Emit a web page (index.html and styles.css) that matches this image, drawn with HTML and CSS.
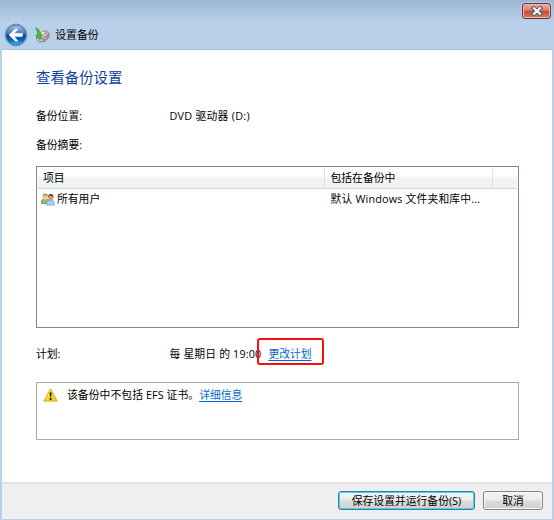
FILE: index.html
```html
<!DOCTYPE html>
<html lang="zh-CN">
<head>
<meta charset="utf-8">
<title>设置备份</title>
<link rel="stylesheet" href="styles.css">
</head>
<body>
<div class="window">
  <header class="titlebar">
    <div class="caption">
      <button class="close" aria-label="关闭">
        <svg width="12" height="10" viewBox="0 0 12 10"><path d="M2.8 2.2L9.2 7.8M9.2 2.2L2.8 7.8" stroke="#555c70" stroke-width="4" stroke-linecap="square"/><path d="M3 2.2L9 7.8M9 2.2L3 7.8" stroke="#fff" stroke-width="2.2" stroke-linecap="square"/></svg>
      </button>
    </div>
    <div class="nav">
      <svg class="back" width="24" height="24" viewBox="0 0 24 24">
        <defs>
          <linearGradient id="ball" x1="0" y1="0" x2="0" y2="1"><stop offset="0" stop-color="#a9c5e5"/><stop offset=".46" stop-color="#3d73b8"/><stop offset=".5" stop-color="#073b87"/><stop offset=".75" stop-color="#0866ba"/><stop offset="1" stop-color="#20c8f8"/></linearGradient>
        </defs>
        <circle cx="12" cy="12" r="11" fill="#dcebf9" stroke="#5f7fa9" stroke-width=".8"/>
        <circle cx="12" cy="12" r="10" fill="url(#ball)" stroke="#28548e" stroke-width=".8"/>
        <path d="M5 12L11.2 5.9H14L10.2 10.4H18.4V13.6H10.2L14 18.1H11.2Z" fill="#fff" stroke="#fff" stroke-width=".5" stroke-linejoin="round"/>
      </svg>
      <svg class="app" width="15" height="16" viewBox="0 0 15 16">
        <path d="M1.5 9.5L5 7.5L10 10.5V14.6L4.5 14.8L1.5 12.5Z" fill="#8c9398" stroke="#646b70" stroke-width=".6"/>
        <path d="M2 12L4.5 13.2L9.5 12.8" stroke="#e8ece8" stroke-width="1" fill="none"/>
        <circle cx="9.7" cy="8.4" r="4.5" fill="#b5b1b8" stroke="#77787f" stroke-width=".9"/>
        <path d="M9.7 8.4L5.9 6.4A4.3 4.3 0 0 1 9 4.2Z" fill="#ece9e4"/>
        <path d="M9.7 8.4L13.9 7.7A4.3 4.3 0 0 1 11.5 12.2Z" fill="#b98585"/>
        <circle cx="9.7" cy="8.4" r="1.4" fill="#fff" stroke="#8a6c70" stroke-width=".8"/>
        <path d="M.6 1C3.6 1.2 5 3.6 5 7H6.6L4.6 12.4L.8 8.2H2.5C2.5 5 2 3 .6 1Z" fill="#45c52c" stroke="#279e25" stroke-width=".6"/>
      </svg>
      <span class="name">设置备份</span>
    </div>
  </header>
  <main class="page">
    <h1>查看备份设置</h1>
    <div class="row location"><span class="label">备份位置:</span><span class="drive">DVD 驱动器 (D:)</span></div>
    <div class="row summary"><span class="label">备份摘要:</span></div>
    <div class="list">
      <div class="cols head"><span class="c1">项目</span><span class="c2">包括在备份中</span><span class="c3"></span></div>
      <div class="cols item">
        <span class="c1">
          <svg width="14" height="13" viewBox="0 0 14 13">
            <path d="M.5 10.7V8Q.5 6 3.2 6H6Q8 6 8 9V10.7Z" fill="#8eb879" stroke="#537e48" stroke-width=".6"/>
            <ellipse cx="4.5" cy="3.8" rx="2.7" ry="3.1" fill="#f3cc8d"/>
            <path d="M1.8 4Q1.2.6 4.3.5Q7 .7 6.5 3L3.6 2.2Z" fill="#b98d43"/>
            <path d="M5.8 12.2V9.8Q6 7.5 8 7.4H11Q13.2 7.5 13.4 9.8V12.2Z" fill="#a5d1f5" stroke="#5f9bd1" stroke-width=".6"/>
            <ellipse cx="9.7" cy="4.8" rx="2.5" ry="3.1" fill="#d09a70"/>
            <path d="M7 4.5Q6.8 1.2 9.8 1.1Q13 1.3 12.4 5L11.4 3L8.5 2.6Z" fill="#533e32"/>
          </svg>所有用户</span>
        <span class="c2 included">默认 Windows 文件夹和库中...</span>
      </div>
    </div>
    <div class="row plan"><span class="label">计划:</span><span class="when">每 星期日 的 19:00</span><span class="change"><a href="#">更改计划</a><i class="mark"></i></span></div>
    <div class="notice">
      <svg width="15" height="14" viewBox="0 0 15 14"><defs><linearGradient id="warn" x1="0" y1="0" x2="1" y2="1"><stop offset="0" stop-color="#fff15c"/><stop offset="1" stop-color="#f3c600"/></linearGradient></defs><path d="M7.5 .8L14.2 13.1H.8Z" fill="url(#warn)" stroke="#d3ad22" stroke-width="1" stroke-linejoin="round"/><path d="M6.6 4.5H8.6L8.1 9H7.1Z" fill="#171500"/><circle cx="7.6" cy="10.9" r="1.1" fill="#171500"/></svg>
      <span class="msg">该备份中不包括 EFS 证书。</span><a href="#">详细信息</a>
    </div>
  </main>
  <footer class="actions">
    <button class="btn primary">保存设置并运行备份(S)</button>
    <button class="btn cancel">取消</button>
  </footer>
</div>
</body>
</html>
```
FILE: styles.css
```css
* { box-sizing: border-box; }
body {
  margin: 0;
  color: #000;
  font: 10.8px/16px "Open Sans", "Noto Sans CJK SC", sans-serif;
  white-space: nowrap;
}
svg { flex: none; fill: none; }
button { font: inherit; color: inherit; padding: 0; }
a { color: #0868ce; text-decoration: underline; text-underline-offset: 1.5px; }
.window {
  width: 554px;
  height: 520px;
  display: flex;
  flex-direction: column;
  padding: 0 2px 1px;
  background: linear-gradient(#9cb6d3 0, #b9d0ea 22px, #b9d0ea 100%);
}
.titlebar { height: 50px; border-bottom: 1px solid #a9c3dd; }
.caption { height: 22px; display: flex; justify-content: flex-end; padding: 3px 1px 0 0; }
.close {
  width: 29px;
  height: 16px;
  display: flex;
  align-items: center;
  justify-content: center;
  border: 1px solid #63334a;
  border-radius: 3px;
  background: linear-gradient(#e7aaa0 0, #d98172 45%, #c34b32 50%, #d77b66 100%);
  box-shadow: inset 0 0 0 1px #edb8ae, 0 0 0 1px #b8cce3;
}
.nav { height: 26px; display: flex; align-items: center; padding-left: 2px; }
.app { margin: 0 0 0 7px; }
.name { margin-left: 5.3px; }
.page { flex: 1; background: #fff; padding: 0 33px 0 34px; }
h1 {
  margin: 16px 0 0;
  height: 24px;
  color: #123f9f;
  font-size: 14.4px;
  line-height: 24px;
  font-weight: 400;
}
.row { display: flex; height: 16px; }
.label { width: 133.5px; }
.drive { letter-spacing: .27px; }
.included { letter-spacing: .17px; }
.when { letter-spacing: .15px; }
.location { margin-top: 18px; }
.summary { margin-top: 13px; }
.list { height: 162px; margin-top: 13px; border: 1px solid #81858e; padding: 1px; }
.cols { display: flex; align-items: center; }
.c1 { width: 287px; padding-left: 5px; }
.c2 { width: 168px; padding-left: 5.5px; }
.c3 { flex: 1; }
.head { height: 21px; border-bottom: 1px solid #d5d5d5; background: linear-gradient(#fff 0, #fff 40%, #f2f3f5 50%, #f0f1f3 100%); }
.head span { height: 20px; line-height: 20px; }
.head .c1, .head .c2 { border-right: 1px solid #dfe0e3; }
.item { height: 20px; }
.item .c1 { display: flex; align-items: center; padding-left: 3px; gap: 2px; }
.plan { margin-top: 18px; }
.change { position: relative; margin-left: 7px; }
.mark {
  position: absolute;
  left: -11px;
  top: -8px;
  width: 67px;
  height: 27px;
  border: 2px solid #fa0d0d;
  border-radius: 3px;
}
.notice {
  display: flex;
  align-items: flex-start;
  height: 58px;
  margin-top: 20px;
  padding: 4px 0 0 6px;
  border: 1px solid #a9aaac;
}
.notice svg { margin: 1px 9px 0 0; }
.msg { letter-spacing: .07px; }
.actions {
  display: flex;
  justify-content: flex-end;
  gap: 8px;
  height: 37px;
  padding: 7px 9px 0 0;
  border-top: 2px solid #e3e3e3;
  background: #efefef;
}
.btn {
  height: 19px;
  line-height: 16px;
  border: 1px solid #858585;
  border-radius: 3px;
  background: linear-gradient(#f3f3f3 0, #ebebeb 48%, #dcdcdc 52%, #d0d0d0 100%);
  box-shadow: inset 0 0 0 1px #f8f8f8;
}
.primary { width: 137px; border-color: #397d9e; box-shadow: inset 0 0 0 1px #48d0f7; }
.cancel { width: 60px; }
```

THE EXERCISE » Work out how many lines of the data hold the string "styles". Reply with that number alone.

EXERCISE RESULT » 3